───── INPUT RECORDS

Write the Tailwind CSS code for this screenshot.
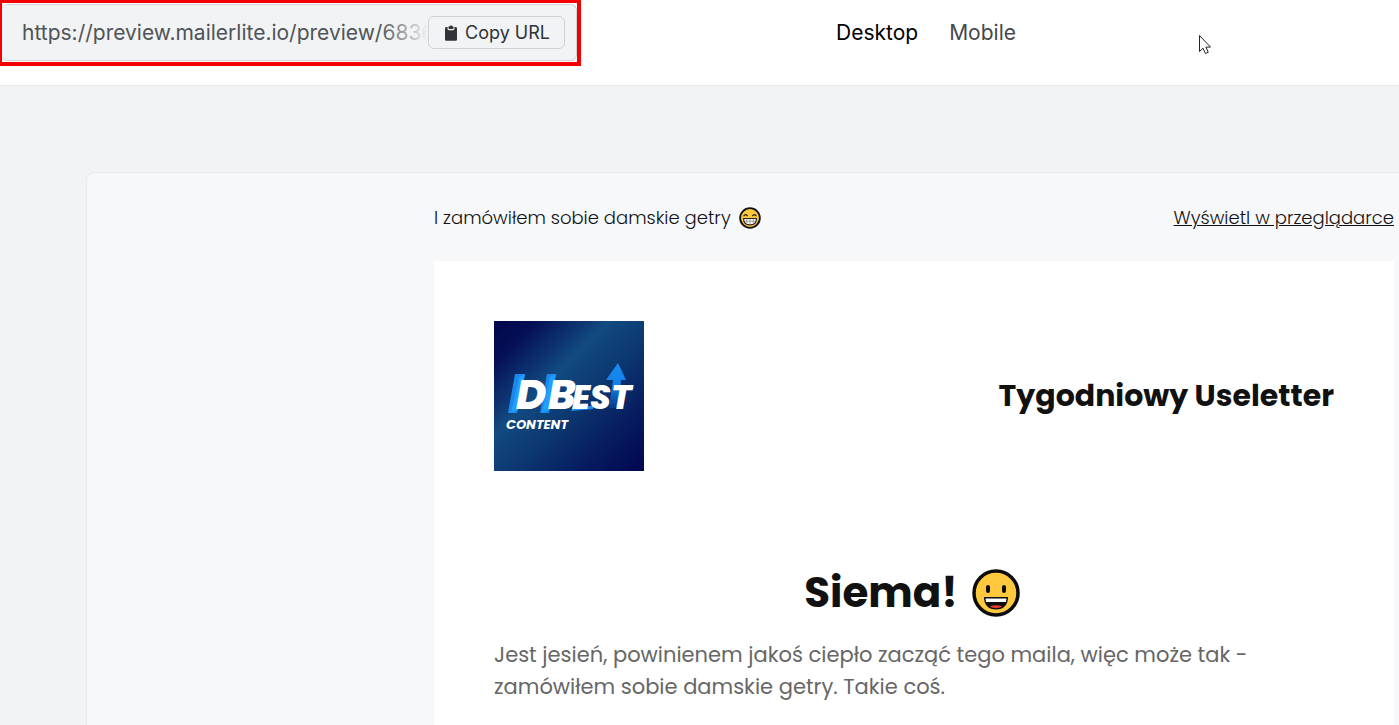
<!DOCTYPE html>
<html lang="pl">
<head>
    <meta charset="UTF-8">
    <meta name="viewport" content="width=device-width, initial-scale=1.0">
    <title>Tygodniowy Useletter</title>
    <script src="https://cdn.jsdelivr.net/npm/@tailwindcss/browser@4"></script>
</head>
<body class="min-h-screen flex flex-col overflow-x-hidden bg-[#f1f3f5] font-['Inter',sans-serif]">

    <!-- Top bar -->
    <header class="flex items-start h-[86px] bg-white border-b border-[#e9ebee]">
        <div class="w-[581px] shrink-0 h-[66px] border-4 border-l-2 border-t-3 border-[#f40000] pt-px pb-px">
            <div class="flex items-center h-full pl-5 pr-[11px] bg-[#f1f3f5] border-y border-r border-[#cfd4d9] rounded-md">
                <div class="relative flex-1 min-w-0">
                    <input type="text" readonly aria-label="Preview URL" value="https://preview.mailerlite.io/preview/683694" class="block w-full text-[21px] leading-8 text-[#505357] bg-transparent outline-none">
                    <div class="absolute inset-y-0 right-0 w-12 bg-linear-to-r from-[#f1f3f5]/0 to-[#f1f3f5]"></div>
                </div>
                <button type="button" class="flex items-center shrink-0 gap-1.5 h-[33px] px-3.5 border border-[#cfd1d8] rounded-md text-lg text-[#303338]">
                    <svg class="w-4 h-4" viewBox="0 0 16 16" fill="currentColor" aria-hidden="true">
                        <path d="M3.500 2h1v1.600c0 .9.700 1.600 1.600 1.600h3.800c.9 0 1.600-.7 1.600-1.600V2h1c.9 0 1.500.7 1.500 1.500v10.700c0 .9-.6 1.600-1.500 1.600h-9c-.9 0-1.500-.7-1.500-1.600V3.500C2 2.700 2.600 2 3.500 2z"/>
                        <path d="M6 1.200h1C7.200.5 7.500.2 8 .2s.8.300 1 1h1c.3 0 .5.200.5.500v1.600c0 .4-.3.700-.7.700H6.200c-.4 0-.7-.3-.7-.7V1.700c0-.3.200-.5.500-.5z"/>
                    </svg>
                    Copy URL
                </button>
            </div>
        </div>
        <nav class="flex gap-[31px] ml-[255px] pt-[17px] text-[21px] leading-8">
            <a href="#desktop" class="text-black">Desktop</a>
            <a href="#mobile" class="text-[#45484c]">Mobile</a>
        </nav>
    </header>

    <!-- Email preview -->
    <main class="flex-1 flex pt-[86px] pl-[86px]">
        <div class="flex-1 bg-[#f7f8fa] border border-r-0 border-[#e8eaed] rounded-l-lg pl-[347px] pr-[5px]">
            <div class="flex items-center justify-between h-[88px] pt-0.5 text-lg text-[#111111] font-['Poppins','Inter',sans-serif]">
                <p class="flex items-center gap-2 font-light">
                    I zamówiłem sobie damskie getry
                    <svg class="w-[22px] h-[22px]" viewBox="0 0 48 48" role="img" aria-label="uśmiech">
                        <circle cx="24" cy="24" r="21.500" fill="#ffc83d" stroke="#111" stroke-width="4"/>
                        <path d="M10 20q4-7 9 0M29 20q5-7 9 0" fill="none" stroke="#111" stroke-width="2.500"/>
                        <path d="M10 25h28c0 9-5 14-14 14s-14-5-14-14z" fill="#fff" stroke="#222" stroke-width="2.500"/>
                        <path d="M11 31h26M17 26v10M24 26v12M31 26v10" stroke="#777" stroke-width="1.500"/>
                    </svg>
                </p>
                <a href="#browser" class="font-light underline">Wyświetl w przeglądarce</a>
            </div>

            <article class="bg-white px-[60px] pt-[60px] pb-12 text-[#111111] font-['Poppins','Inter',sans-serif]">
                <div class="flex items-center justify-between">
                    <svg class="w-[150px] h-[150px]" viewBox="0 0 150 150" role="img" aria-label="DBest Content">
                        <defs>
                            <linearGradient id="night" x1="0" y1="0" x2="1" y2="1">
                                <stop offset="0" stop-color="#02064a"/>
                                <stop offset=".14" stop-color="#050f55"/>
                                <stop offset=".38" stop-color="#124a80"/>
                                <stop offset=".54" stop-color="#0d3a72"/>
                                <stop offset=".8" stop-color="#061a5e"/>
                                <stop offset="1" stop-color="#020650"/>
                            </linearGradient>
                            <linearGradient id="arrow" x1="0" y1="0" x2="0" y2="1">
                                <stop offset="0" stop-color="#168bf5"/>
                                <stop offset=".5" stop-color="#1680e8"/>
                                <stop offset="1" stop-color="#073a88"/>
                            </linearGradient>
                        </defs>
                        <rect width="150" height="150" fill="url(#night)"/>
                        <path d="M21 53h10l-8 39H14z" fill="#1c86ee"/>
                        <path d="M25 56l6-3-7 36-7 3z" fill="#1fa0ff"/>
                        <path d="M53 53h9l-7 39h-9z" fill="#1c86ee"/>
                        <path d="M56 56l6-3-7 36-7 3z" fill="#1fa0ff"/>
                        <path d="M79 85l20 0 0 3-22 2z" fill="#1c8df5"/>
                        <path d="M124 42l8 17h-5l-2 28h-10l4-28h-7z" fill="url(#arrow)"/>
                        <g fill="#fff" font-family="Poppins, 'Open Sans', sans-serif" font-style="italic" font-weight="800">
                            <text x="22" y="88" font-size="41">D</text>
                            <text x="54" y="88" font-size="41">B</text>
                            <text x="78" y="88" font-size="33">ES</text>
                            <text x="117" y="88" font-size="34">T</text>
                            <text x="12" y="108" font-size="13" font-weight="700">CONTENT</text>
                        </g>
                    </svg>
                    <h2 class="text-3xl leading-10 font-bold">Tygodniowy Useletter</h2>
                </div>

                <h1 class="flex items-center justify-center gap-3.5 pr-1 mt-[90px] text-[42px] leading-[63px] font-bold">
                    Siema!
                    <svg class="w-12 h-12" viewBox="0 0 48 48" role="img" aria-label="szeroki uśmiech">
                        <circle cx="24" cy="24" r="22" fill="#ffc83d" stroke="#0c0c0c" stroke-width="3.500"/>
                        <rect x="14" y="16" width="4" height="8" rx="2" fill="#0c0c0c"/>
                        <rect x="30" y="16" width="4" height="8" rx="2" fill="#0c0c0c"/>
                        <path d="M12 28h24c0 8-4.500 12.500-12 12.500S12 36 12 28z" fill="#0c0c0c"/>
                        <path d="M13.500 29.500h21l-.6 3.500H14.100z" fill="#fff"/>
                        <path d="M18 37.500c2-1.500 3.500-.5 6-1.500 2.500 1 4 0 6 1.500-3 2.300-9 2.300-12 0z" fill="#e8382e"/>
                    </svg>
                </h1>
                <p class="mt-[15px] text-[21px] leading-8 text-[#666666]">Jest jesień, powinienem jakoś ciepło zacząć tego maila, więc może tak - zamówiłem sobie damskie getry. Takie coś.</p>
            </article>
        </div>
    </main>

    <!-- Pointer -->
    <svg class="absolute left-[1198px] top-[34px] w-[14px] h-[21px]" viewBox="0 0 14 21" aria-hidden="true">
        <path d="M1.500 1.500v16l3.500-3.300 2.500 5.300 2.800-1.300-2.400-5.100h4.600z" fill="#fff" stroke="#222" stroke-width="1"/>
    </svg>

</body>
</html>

──────────
───── INPUT RECORDS

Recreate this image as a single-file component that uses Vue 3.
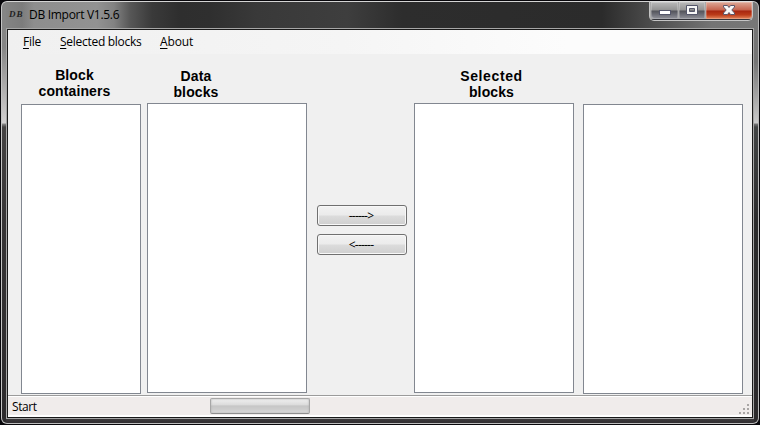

──────────

[WHAT TO DO] Transcribe the lines between the one holding "Write the Tailwind" and the one holding "flex flex-col overflow-x-hidden", inclusive, and leave out any pictures.

[EXERCISE RESPONSE]
Write the Tailwind CSS code for this screenshot.
<!DOCTYPE html>
<html lang="pl">
<head>
    <meta charset="UTF-8">
    <meta name="viewport" content="width=device-width, initial-scale=1.0">
    <title>Tygodniowy Useletter</title>
    <script src="https://cdn.jsdelivr.net/npm/@tailwindcss/browser@4"></script>
</head>
<body class="min-h-screen flex flex-col overflow-x-hidden bg-[#f1f3f5] font-['Inter',sans-serif]">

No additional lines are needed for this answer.